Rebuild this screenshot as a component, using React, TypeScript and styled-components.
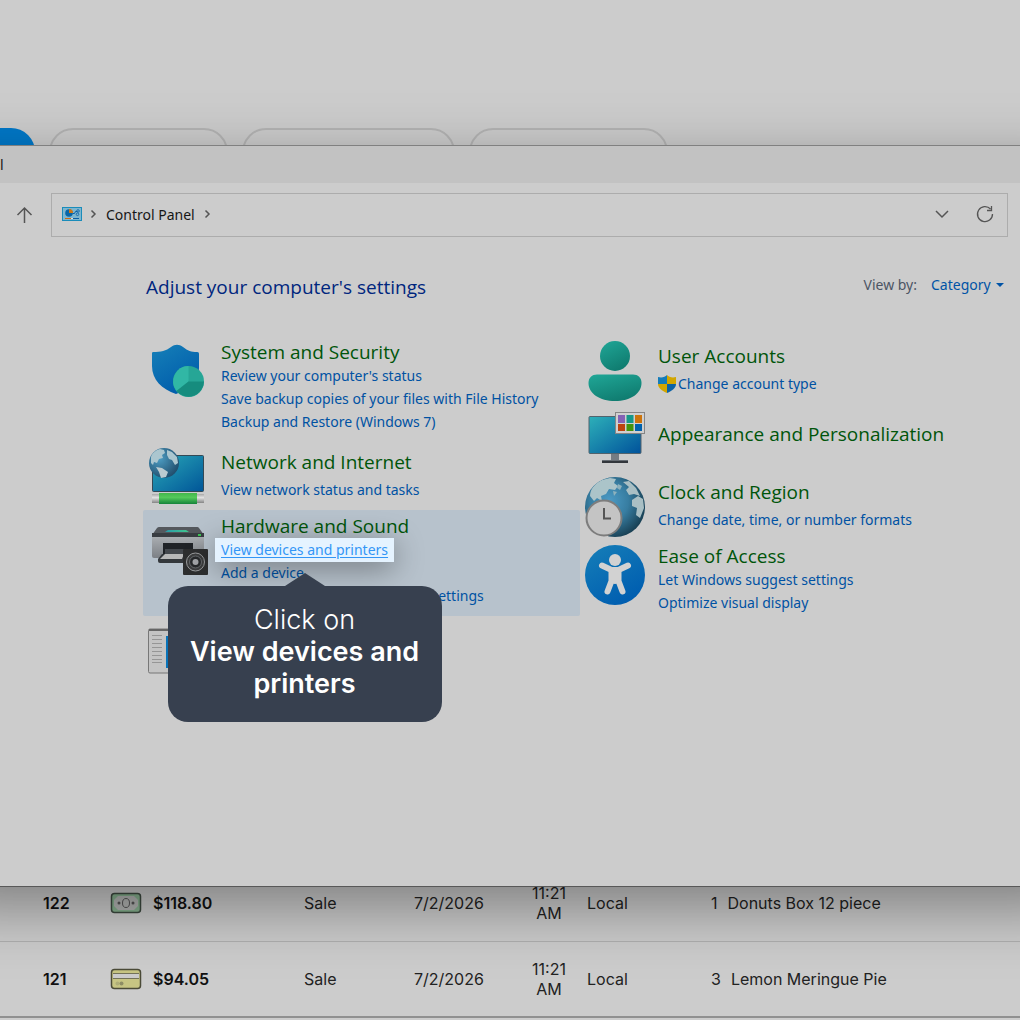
import React from "react";
import styled, { createGlobalStyle, css } from "styled-components";

const GlobalStyle = createGlobalStyle`
  *, *::before, *::after { box-sizing: border-box; }
  html, body { margin: 0; background: #cccccc; }
  body { font-family: "Noto Sans", "Liberation Sans", sans-serif; font-size: 14px; color: #161616; }
  button, select { font: inherit; color: inherit; background: none; border: 0; padding: 0; margin: 0; }
  svg { display: block; flex: none; overflow: visible; }
`;

const Page = styled.div`
  height: 100vh;
  overflow: hidden;
  background: #cccccc;
`;

/* ---------- page behind the window ---------- */

const FilterStrip = styled.div`
  display: flex;
  gap: 14px;
  height: 145px;
  padding-top: 128px;
  overflow: hidden;
`;

const Pill = styled.div<{ $width: number; $active?: boolean }>`
  flex: none;
  width: ${(p) => p.$width}px;
  height: 48px;
  border: 2px solid #b4b4b4;
  border-radius: 24px;
  ${(p) =>
    p.$active &&
    css`
      border: 0;
      border-radius: 0 24px 24px 0;
      background: #0078c8;
    `}
`;

const SalesTable = styled.table`
  width: 100%;
  margin-top: -22px;
  border-collapse: collapse;
  table-layout: fixed;
  border-bottom: 2px solid #909090;
  font-family: Inter, "Liberation Sans", sans-serif;
  font-size: 16px;
  line-height: 20px;
  color: #222222;
`;

const Cell = styled.td<{ $bold?: boolean; $indent?: boolean; $time?: boolean }>`
  height: 76px;
  padding: 0;
  border-bottom: 1px solid #b0b0b0;
  vertical-align: middle;
  white-space: nowrap;
  ${(p) => p.$bold && css`font-weight: 600; color: #111111;`}
  ${(p) => p.$indent && css`padding-left: 43px;`}
  ${(p) => p.$time && css`padding: 0 20px 0 6px; text-align: center; white-space: normal;`}
`;

const Quantity = styled.span`
  margin-right: 10px;
`;

/* ---------- window ---------- */

const Window = styled.main`
  position: relative;
  z-index: 1;
  border-top: 1px solid #8f8f8f;
  border-bottom: 1px solid #7c7c7c;
  background: #cccccc;
  padding-bottom: 198px;

  /* the shadow is cast past both side edges so that it stays even */
  &::before {
    content: "";
    position: absolute;
    z-index: -1;
    inset: 0 -60px;
    box-shadow: 0 20px 60px rgba(0, 0, 0, 0.4);
  }
`;

const TitleBar = styled.header`
  height: 37px;
  background: #c2c2c2;
  line-height: 37px;
`;

const NavRow = styled.div`
  display: flex;
  align-items: center;
  padding: 10px 12px 0 16px;
  color: #555555;
`;

const IconButton = styled.button`
  display: flex;
  align-items: center;
  justify-content: center;
  width: 18px;
  height: 18px;
`;

const AddressBar = styled.nav`
  flex: 1;
  display: flex;
  align-items: center;
  justify-content: space-between;
  height: 44px;
  margin-left: 17px;
  padding: 0 13px 2px 10px;
  border: 1px solid #acacac;
`;

const Trail = styled.div`
  display: flex;
  align-items: center;
`;

const Crumb = styled.button`
  padding: 0 9px;
  color: #161616;
`;

const FirstChevron = styled.span`
  margin-left: 8px;
`;

const BarActions = styled.div`
  display: flex;
  gap: 25px;
`;

const PageHeader = styled.div`
  display: flex;
  justify-content: space-between;
  align-items: flex-start;
  height: 28px;
  margin: 36px 16px 0 146px;
`;

const PageTitle = styled.h1`
  margin: 0;
  font-family: "Open Sans", "Noto Sans", sans-serif;
  font-size: 19px;
  line-height: 28px;
  font-weight: 400;
  color: #00267e;
`;

const ViewBy = styled.div`
  display: flex;
  align-items: center;
  line-height: 24px;
  color: #4c5564;
`;

const ViewSelect = styled.select`
  appearance: none;
  height: 24px;
  margin: 0 5px 0 14px;
  color: #0053a6;
`;

const Categories = styled.div`
  display: grid;
  grid-template-columns: 1fr 1fr;
  padding: 35px 3px 0 143px;
`;

const Column = styled.div<{ $lower?: boolean }>`
  display: flex;
  flex-direction: column;
  gap: 4px;
  padding-top: ${(p) => (p.$lower ? 4 : 0)}px;
`;

type Density = "list" | "single" | "title";

const Item = styled.section<{ $density: Density; $hover?: boolean }>`
  display: flex;
  gap: 13px;
  min-height: 60px;
  padding-left: 5px;
  border-radius: 2px;
  background: ${(p) => (p.$hover ? "#b7c2cc" : "transparent")};
  ${(p) => p.$density === "list" && css`& > svg { margin-top: 5px; }`}
  ${(p) => p.$density === "title" && css`align-items: center; margin-bottom: 8px;`}
`;

const ItemText = styled.div<{ $density: Density }>`
  display: flex;
  flex-direction: column;
  align-items: flex-start;
  padding: ${(p) => (p.$density === "title" ? "0" : p.$density === "single" ? "4px 0 0" : "4px 0 9px")};
  gap: ${(p) => (p.$density === "single" ? 4 : 0)}px;
`;

const ItemTitle = styled.h2`
  margin: 0;
  font-family: "Open Sans", "Noto Sans", sans-serif;
  font-size: 19px;
  line-height: 24px;
  font-weight: 400;
  color: #00550a;
`;

const TaskList = styled.ul`
  margin: 0;
  padding: 0;
  list-style: none;
`;

const Task = styled.li`
  display: flex;
  align-items: center;
  gap: 2px;
  height: 23px;
`;

const TaskLink = styled.a`
  color: #0052a3;
  line-height: 23px;
  white-space: nowrap;
  text-decoration: none;
`;

/* ---------- walkthrough step ---------- */

const Spotlight = styled.div`
  position: relative;
  margin: 0 -6px;
  padding: 0 6px;
  background: #e5f3ff;
  box-shadow: 0 6px 30px rgba(0, 0, 0, 0.4);

  & > a {
    display: block;
    line-height: 24px;
    color: #3396f6;
    text-decoration: underline;
    text-underline-offset: 2px;
  }
`;

const Tip = styled.div`
  position: absolute;
  z-index: 2;
  top: calc(100% + 24px);
  left: 50%;
  width: 274px;
  transform: translateX(-50%);
  padding: 18px 16px 22px;
  border-radius: 20px;
  background: #37404f;
  color: #ffffff;
  font-family: Inter, "Liberation Sans", sans-serif;
  font-size: 27px;
  line-height: 32px;
  font-weight: 300;
  text-align: center;

  &::before {
    content: "";
    position: absolute;
    bottom: 100%;
    left: 50%;
    transform: translateX(-50%);
    border: 20px solid transparent;
    border-top: 0;
    border-bottom: 13px solid #37404f;
  }

  & > strong {
    display: block;
    font-weight: 600;
  }
`;

/* ---------- icons ---------- */

const Chevron = () => (
  <svg width="7" height="10" viewBox="0 0 7 10" fill="none" stroke="#555" strokeWidth="1.5">
    <path d="M1.5 1.5 5 5 1.5 8.5" />
  </svg>
);

const PanelIcon = () => (
  <svg width="20" height="14" viewBox="0 0 20 14">
    <rect x=".5" y=".5" width="19" height="13" fill="#7eb6cf" stroke="#1a8cba" />
    <circle cx="7" cy="6" r="3.8" fill="#0766a8" />
    <path d="M7 6V2a4 4 0 0 1 4 4z" fill="#cc7718" />
    <path d="M10.500 6.500h2l1-2h2" stroke="#0a5fa5" fill="none" />
    <circle cx="16" cy="4" r="1.300" stroke="#0a5fa5" fill="none" strokeWidth=".8" />
    <circle cx="15.500" cy="7.300" r="1.300" stroke="#0a5fa5" fill="none" strokeWidth=".8" />
    <path d="M3 11.500h6" stroke="#cc6a12" />
    <path d="M11 11.500h6" stroke="#0a5fa5" />
    <path d="M9 11.500h2" stroke="#ddd" />
  </svg>
);

const Land = () => (
  <>
    <path d="M5 20C5 14 9 8 17 4l8-2 6 1-2 4 4 3-3 4-6-1-3 5-5 2 1 5-5-3-3 3z" fill="#abc4c9" />
    <path d="M10 31l8 2 6 5-4 6-3 7-4-5-1-8z" fill="#bdcccf" />
    <path d="M38 6l6-1 7 7 4 8-6-2-5 1-3-5 3-3zM47 24l6-4 5 3 1 9-4 10-4-3 1-7-5-2z" fill="#a9bfc4" />
    <path d="M33 8l4 2-2 4-3-2zM28 15l4 1-3 4z" fill="#8eb2bd" />
  </>
);

const GlobeOnMonitorLand = () => (
  <>
    <path d="M4 11c1-4 5-7 9-8l4 1 1 3-3 2 1 3-4 1-2 4-3-1-1 3-2-2zM20 4l5 2 5 5 1 6-3 2-3-5-3-1-2-4z" fill="#abc6cf" />
    <path d="M9 21l6 1 6 4-2 5-5 1-2-6z" fill="#bccbd0" />
  </>
);

const SecurityIcon = () => (
  <svg width="60" height="60" viewBox="0 0 60 60">
    <defs>
      <linearGradient id="shield" x1="0" y1="0" x2=".6" y2="1">
        <stop offset="0" stopColor="#1680b8" />
        <stop offset="1" stopColor="#005cab" />
      </linearGradient>
    </defs>
    <path d="M5 11c8 0 13-1 18-5 4-3 8-3 12 0 5 4 8 5 14 5 2 0 2 1 2 3v13c0 13-10 21-23 26C14 48 4 39 4 25V13c0-1 0-2 1-2z" fill="url(#shield)" />
    <circle cx="40.500" cy="40.500" r="15.500" fill="#26a696" />
    <path d="M40.500 40.500V25A15.500 15.500 0 0 0 28.500 50z" fill="#31b7a5" />
    <path d="M40.500 40.500H56A15.500 15.500 0 0 1 28.500 50z" fill="#168c7e" />
  </svg>
);

const NetworkIcon = () => (
  <svg width="60" height="60" viewBox="0 0 60 60">
    <defs>
      <linearGradient id="net" x1="0" y1="0" x2="1" y2="1">
        <stop offset="0" stopColor="#2aa9b8" />
        <stop offset="1" stopColor="#005598" />
      </linearGradient>
      <radialGradient id="netGlobe" cx=".35" cy=".35" r=".7">
        <stop offset="0" stopColor="#4d9dc3" />
        <stop offset="1" stopColor="#214e6d" />
      </radialGradient>
      <linearGradient id="cable" x1="0" y1="0" x2="0" y2="1">
        <stop offset="0" stopColor="#42b64b" />
        <stop offset=".4" stopColor="#55c95b" />
        <stop offset="1" stopColor="#16843a" />
      </linearGradient>
      <linearGradient id="plug" x1="0" y1="0" x2="0" y2="1">
        <stop offset="0" stopColor="#a8a8a8" />
        <stop offset=".4" stopColor="#e2e2e2" />
        <stop offset="1" stopColor="#858585" />
      </linearGradient>
    </defs>
    <rect x="4.500" y="9.500" width="51" height="36" rx="1" fill="url(#net)" stroke="#344955" />
    <circle cx="16" cy="17" r="15" fill="url(#netGlobe)" />
    <g transform="translate(-1 0)"><GlobeOnMonitorLand /></g>
    <rect x="4" y="48" width="52" height="9" fill="url(#plug)" />
    <rect x="11" y="47" width="38" height="11" fill="url(#cable)" />
  </svg>
);

const HardwareIcon = () => (
  <svg width="60" height="60" viewBox="0 0 60 60">
    <defs>
      <linearGradient id="body" x1="0" y1="0" x2="0" y2="1">
        <stop offset="0" stopColor="#adb1b5" />
        <stop offset="1" stopColor="#7c8085" />
      </linearGradient>
      <linearGradient id="glass" x1="0" y1="0" x2="1" y2="0">
        <stop offset="0" stopColor="#2a9aaa" />
        <stop offset="1" stopColor="#42c78d" />
      </linearGradient>
    </defs>
    <path d="M4 20h52v21a2 2 0 0 1-2 2H6a2 2 0 0 1-2-2z" fill="url(#body)" />
    <path d="M11 12h38a2 2 0 0 1 2 1l5 7H4l5-7q1-1 2-1z" fill="#54585d" />
    <path d="M4 18h52v4H4z" fill="#393d42" />
    <path d="M20 15h18l3 2H17z" fill="url(#glass)" />
    <path d="M50 19h3v2h-3z" fill="#3cc653" />
    <path d="M15 28h30v15H15z" fill="#202327" />
    <path d="M17 34h26v5H17z" fill="#44484d" />
    <path d="M10 44l4-5h28v9H12q-2 0-2-2z" fill="#34383c" />
    <path d="M12 44l5-5h19l-2 5z" fill="#b8b8b8" />
    <rect x="35" y="34" width="25" height="26" rx="1" fill="#2d2e2f" />
    <circle cx="47.500" cy="47" r="9" fill="#3c3d3e" stroke="#999b9d" />
    <circle cx="47.500" cy="47" r="6" fill="#27292b" stroke="#65686b" />
    <circle cx="47.500" cy="47" r="3" fill="#a2a4a7" />
  </svg>
);

const ProgramsIcon = () => (
  <svg width="60" height="60" viewBox="0 0 60 60">
    <rect x=".5" y="9" width="59" height="44" rx="1.500" fill="#c4c4c4" stroke="#777" />
    <path d="M1 10h58" stroke="#666" strokeWidth="2" />
    <path d="M4 15.500h10M4 19.500h10M4 23.500h10M4 27.500h10M4 31.500h10M4 35.500h10M4 39.500h10M4 42.500h10" stroke="#969696" />
    <path d="M18 16h36v32H18z" fill="#0873b9" />
  </svg>
);

const UsersIcon = () => (
  <svg width="60" height="60" viewBox="0 0 60 60">
    <defs>
      <linearGradient id="user" x1="0" y1="0" x2=".5" y2="1">
        <stop offset="0" stopColor="#20a797" />
        <stop offset="1" stopColor="#107d71" />
      </linearGradient>
    </defs>
    <circle cx="30" cy="16" r="15" fill="url(#user)" />
    <path d="M12 34.500h36c5 0 8.500 3 8.500 8.500 0 10.500-11 18-26.500 18S3.500 53.500 3.500 43c0-5.500 3.500-8.500 8.500-8.500z" fill="url(#user)" />
  </svg>
);

const ShieldIcon = () => (
  <svg width="18" height="18" viewBox="0 0 18 18">
    <path d="M9 0C7 2 4 3 0 2v7h9z" fill="#147cb9" />
    <path d="M9 0c2 2 5 3 9 2v7H9z" fill="#d2a600" />
    <path d="M0 9h9v9C4 16 0 13 0 9z" fill="#d2a600" />
    <path d="M18 9H9v9c5-2 9-5 9-9z" fill="#0b62a6" />
  </svg>
);

const AppearanceIcon = () => (
  <svg width="60" height="60" viewBox="0 0 60 60">
    <defs>
      <linearGradient id="screen" x1="0" y1="0" x2="1" y2="1">
        <stop offset="0" stopColor="#2db0b9" />
        <stop offset="1" stopColor="#00529b" />
      </linearGradient>
    </defs>
    <path d="M26 50h8v6h-8z" fill="#757c83" />
    <path d="M17 56h26v2H17z" fill="#666c72" />
    <path d="M17 57h26v2H17z" fill="#32363b" />
    <rect x="4" y="12.500" width="52" height="37" rx="1" fill="url(#screen)" stroke="#52636d" />
    <rect x="30.500" y="8.500" width="29" height="21" fill="#d0d0d0" stroke="#858585" />
    <path d="M33 11h7v8h-7z" fill="#8562b5" />
    <path d="M41.500 11h7v8h-7z" fill="#169889" />
    <path d="M50 11h7v8h-7z" fill="#cc740c" />
    <path d="M33 20h7v7h-7z" fill="#bd430f" />
    <path d="M41.500 20h7v7h-7z" fill="#43940c" />
    <path d="M50 20h7v7h-7z" fill="#0062ad" />
  </svg>
);

const ClockIcon = () => (
  <svg width="60" height="60" viewBox="0 0 60 60">
    <defs>
      <radialGradient id="globe" cx=".4" cy=".4" r=".65">
        <stop offset="0" stopColor="#4c9bc5" />
        <stop offset=".5" stopColor="#377da1" />
        <stop offset="1" stopColor="#173d50" />
      </radialGradient>
      <clipPath id="globeClip"><circle cx="30" cy="31" r="30" /></clipPath>
    </defs>
    <circle cx="30" cy="31" r="30" fill="url(#globe)" />
    <g clipPath="url(#globeClip)"><Land /></g>
    <circle cx="19" cy="42" r="17.500" fill="#c4c4c4" stroke="#7d7d7d" strokeWidth="2" />
    <path d="M19 32v10.500h7" fill="none" stroke="#555" strokeWidth="2" />
  </svg>
);

const AccessIcon = () => (
  <svg width="60" height="60" viewBox="0 0 60 60">
    <defs>
      <linearGradient id="access" x1="0" y1="0" x2=".6" y2="1">
        <stop offset="0" stopColor="#167fb8" />
        <stop offset="1" stopColor="#005eb0" />
      </linearGradient>
    </defs>
    <circle cx="30" cy="30" r="30" fill="url(#access)" />
    <circle cx="30" cy="15" r="6" fill="#d2d2d2" />
    <path d="M17 20.500l9.500 4.500h7l9.500-4.500M26.500 26v10L22.500 46.500M33.500 26v10l4 10.500M30 26v10" fill="none" stroke="#d2d2d2" strokeWidth="6" strokeLinecap="round" strokeLinejoin="round" />
  </svg>
);

const CashIcon = () => (
  <svg width="32" height="22" viewBox="0 0 32 22">
    <rect x="1.500" y="1.500" width="29" height="19" rx="3" fill="#86b08e" stroke="#3c493f" strokeWidth="1.500" />
    <path d="M8 4h16l4 4v6l-4 4H8l-4-4V8z" fill="#b2b4b2" />
    <ellipse cx="16" cy="11" rx="3.500" ry="4.500" fill="none" stroke="#555" />
    <circle cx="9" cy="11" r="1.500" fill="#555" />
    <circle cx="23" cy="11" r="1.500" fill="#555" />
  </svg>
);

const CardIcon = () => (
  <svg width="32" height="22" viewBox="0 0 32 22">
    <rect x="1.500" y="1.500" width="29" height="19" rx="3" fill="#c7c583" stroke="#4b4b38" strokeWidth="1.500" />
    <path d="M3 6h26v4H3z" fill="#cccccc" />
    <path d="M3 5.500h26M3 10.500h26" stroke="#74735a" />
    <circle cx="7.500" cy="15.500" r="2" fill="#aead78" />
    <circle cx="11.500" cy="15.500" r="2" fill="#8e8d64" />
  </svg>
);

/* ---------- content ---------- */

interface CategoryProps {
  icon: React.ReactNode;
  title?: string;
  tasks?: React.ReactNode[];
  hover?: boolean;
}

function Category({ icon, title, tasks = [], hover }: CategoryProps) {
  const density: Density = tasks.length > 1 ? "list" : tasks.length === 1 ? "single" : "title";
  return (
    <Item $density={density} $hover={hover}>
      {icon}
      {title && (
        <ItemText $density={density}>
          <ItemTitle>{title}</ItemTitle>
          {tasks.length > 0 && (
            <TaskList>
              {tasks.map((task, i) => (
                <Task key={i}>{typeof task === "string" ? <TaskLink href="#">{task}</TaskLink> : task}</Task>
              ))}
            </TaskList>
          )}
        </ItemText>
      )}
    </Item>
  );
}

const sales = [
  { id: "122", icon: <CashIcon />, total: "$118.80", qty: 1, item: "Donuts Box 12 piece" },
  { id: "121", icon: <CardIcon />, total: "$94.05", qty: 3, item: "Lemon Meringue Pie" },
];

const columnWidths = [110, 43, 151, 110, 111, 62, 124];

export default function App() {
  return (
    <Page>
      <GlobalStyle />
      <FilterStrip>
        <Pill $width={35} $active />
        <Pill $width={179} />
        <Pill $width={213} />
        <Pill $width={199} />
      </FilterStrip>

      <Window>
        <TitleBar>l</TitleBar>
        <NavRow>
          <IconButton aria-label="Up">
            <svg width="18" height="18" viewBox="0 0 18 18" fill="none" stroke="#555" strokeWidth="1.500">
              <path d="M8.500 17V2M1.500 9l7-7 7 7" />
            </svg>
          </IconButton>
          <AddressBar>
            <Trail>
              <PanelIcon />
              <FirstChevron>
                <Chevron />
              </FirstChevron>
              <Crumb>Control Panel</Crumb>
              <Chevron />
            </Trail>
            <BarActions>
              <IconButton aria-label="Recent locations">
                <svg width="14" height="8" viewBox="0 0 14 8" fill="none" stroke="#555" strokeWidth="1.500">
                  <path d="M1 1l6 6 6-6" />
                </svg>
              </IconButton>
              <IconButton aria-label="Refresh">
                <svg width="18" height="18" viewBox="0 0 18 18" fill="none" stroke="#555" strokeWidth="1.300">
                  <path d="M16.500 9A7.500 7.500 0 1 1 14.500 4M15.500 1v4.500H11" />
                </svg>
              </IconButton>
            </BarActions>
          </AddressBar>
        </NavRow>

        <PageHeader>
          <PageTitle>Adjust your computer's settings</PageTitle>
          <ViewBy>
            <label htmlFor="view-by">View by:</label>
            <ViewSelect id="view-by">
              <option>Category</option>
            </ViewSelect>
            <svg width="8" height="4" viewBox="0 0 8 4">
              <path d="M0 0h8L4 4z" fill="#0053a6" />
            </svg>
          </ViewBy>
        </PageHeader>

        <Categories>
          <Column>
            <Category
              icon={<SecurityIcon />}
              title="System and Security"
              tasks={[
                "Review your computer's status",
                "Save backup copies of your files with File History",
                "Backup and Restore (Windows 7)",
              ]}
            />
            <Category icon={<NetworkIcon />} title="Network and Internet" tasks={["View network status and tasks"]} />
            <Category
              hover
              icon={<HardwareIcon />}
              title="Hardware and Sound"
              tasks={[
                <Spotlight>
                  <TaskLink href="#">View devices and printers</TaskLink>
                  <Tip role="tooltip">
                    Click on <strong>View devices and printers</strong>
                  </Tip>
                </Spotlight>,
                "Add a device",
                "Adjust commonly used mobility settings",
              ]}
            />
            <Category icon={<ProgramsIcon />} />
          </Column>
          <Column $lower>
            <Category
              icon={<UsersIcon />}
              title="User Accounts"
              tasks={[
                <>
                  <ShieldIcon />
                  <TaskLink href="#">Change account type</TaskLink>
                </>,
              ]}
            />
            <Category icon={<AppearanceIcon />} title="Appearance and Personalization" />
            <Category icon={<ClockIcon />} title="Clock and Region" tasks={["Change date, time, or number formats"]} />
            <Category
              icon={<AccessIcon />}
              title="Ease of Access"
              tasks={["Let Windows suggest settings", "Optimize visual display"]}
            />
          </Column>
        </Categories>
      </Window>

      <SalesTable>
        <colgroup>
          {columnWidths.map((width, i) => (
            <col key={i} width={width} />
          ))}
          <col />
        </colgroup>
        <tbody>
          {sales.map((sale) => (
            <tr key={sale.id}>
              <Cell $bold $indent>{sale.id}</Cell>
              <Cell>{sale.icon}</Cell>
              <Cell $bold>{sale.total}</Cell>
              <Cell>Sale</Cell>
              <Cell>7/2/2026</Cell>
              <Cell $time>11:21 AM</Cell>
              <Cell>Local</Cell>
              <Cell>
                <Quantity>{sale.qty}</Quantity>
                {sale.item}
              </Cell>
            </tr>
          ))}
        </tbody>
      </SalesTable>
    </Page>
  );
}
== == ==
Work out how many lines of the listing above include the word "React". Report only the number.

_Full solution_:
4